A condição assalariada com direitos, que caracteriza a presença dos trabalhadores na indústria, assim como suas lutas e organização, ultrapassou os limites das fábricas e ocupou espaços nas relações de trabalho dos setores que se estruturavam e cresciam em decorrência do aumento da demanda pelo poder de consumo dos operários. Junto com essa expansão da condição de assalariamento em todos os setores econômicos, vieram as iniciativas de movimentos e organização dos trabalhadores para melhorar os salários, proteger as condições de trabalho, reduzir e controlar a jornada de trabalho, proteger a saúde e garantir o direito à aposentadoria desses novos assalariados.

As lutas e a organização ultrapassaram o espaço da empresa e o sindicalismo ganhou expressão histórica em diversas lutas que resultaram na estruturação do Estado moderno, na conformação das democracias, no surgimento dos partidos políticos, no direito ao voto universal, nas formas de proteção social e laboral, entre tantas outras conquistas que se tornaram universais.

A solidariedade e o movimento dos trabalhadores adquirem ao longo do tempo perenidade organizativa e institucionalidade materializadas em sistemas de relações de trabalho, no direito do trabalho, nos atributos das negociações coletivas, no caráter dos acordos, convenções e contratos coletivos de trabalho.

No Brasil, essa trajetória ganhou dinâmica no início do século passado. Em 1917, ocorreu a primeira grande greve geral, movimento conduzido pelos operários e comerciários em São Paulo, que conquistaram melhores condições de trabalho e aumento dos salários. Nos anos 1940, o presidente Getúlio Vargas interfere no sindicalismo existente com uma nova institucionalidade por meio da Consolidação das Leis do Trabalho – CLT, em 1º. de maio de 1943. Além da proteção do trabalho na forma de direitos trabalhistas, a CLT impôs e normatizou limites para a organização sindical existente, regulou as relações coletivas de trabalho e atribuiu papéis ao Estado na solução de conflitos.

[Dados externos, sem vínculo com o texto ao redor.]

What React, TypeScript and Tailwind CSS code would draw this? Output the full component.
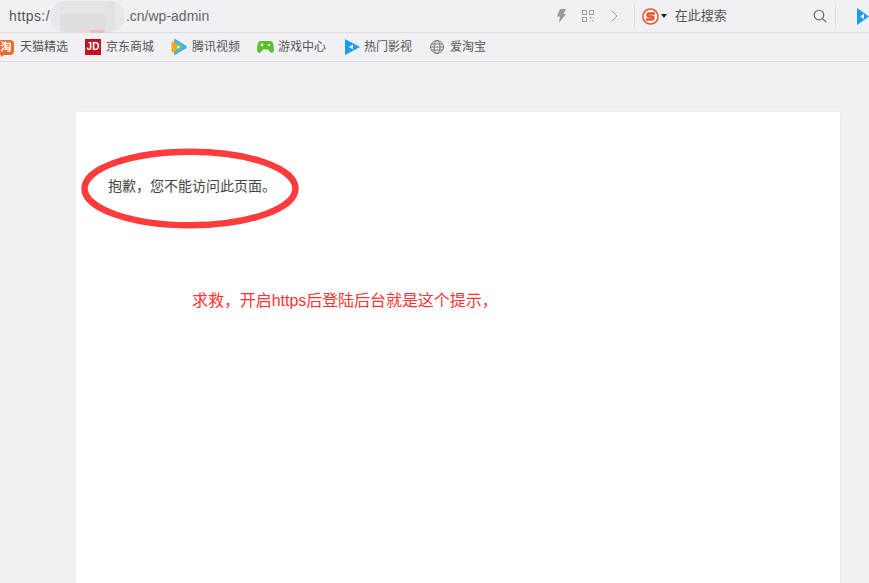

Anos depois, durante a saída da ditadura militar, o sindicalismo jogou papel determinante nos movimentos contra a carestia e defesa da democracia. O novo sindicalismo emergiu das bases sociais nas comunidades e nos locais de trabalho. Os trabalhadores organizaram oposições sindicais para disputar a direção dos sindicatos, muitos dirigidos por interventores impostos pelo governo militar. Surgiram as Centrais Sindicais, no início dos anos 80, e novos partidos políticos ocuparam a cena disputando eleições legislativas e executivas. Essa trajetória teve seu ápice com a eleição de Lula para presidente, em 2002, líder oriundo das bases sindicais metalúrgicas.

Nos anos 1980 e 1990 esse sindicalismo enfrentou a agenda da redemocratização, da crise econômica, da carestia e da hiperinflação, dos processos de reestruturação produtiva e da desindustrialização nascente. Nesse contexto o sindicalismo brasileiro também se reestrutura para construir o movimento, a organização e a institucionalidade atuais.

Ao longo dessas décadas, em cada contexto histórico e nas bases da inovação do sistema produtivo, os trabalhadores se colocaram em movimento para produzirem a força social e política organizativa e institucional que permite que se apresentem como sujeito coletivo coetâneo com os desafios de cada momento para enfrentar as complexidades do presente. As respostas inovadoras vieram sempre que o movimento conseguiu reunir forças para olhar para o futuro, imaginá-lo transformado pela capacidade política de trilhar outro caminho.

A inovação da luta faz parte da história do sindicalismo que responde às mudanças no mundo do trabalho. Atualmente uma complexidade inédita de fatores exigem do movimento, da organização e da institucionalidade respostas criativas. Isso requer um apurado olhar sobre o presente, um audacioso modo de ver o futuro e imaginação para o movimento inovar as formas de luta e de organização.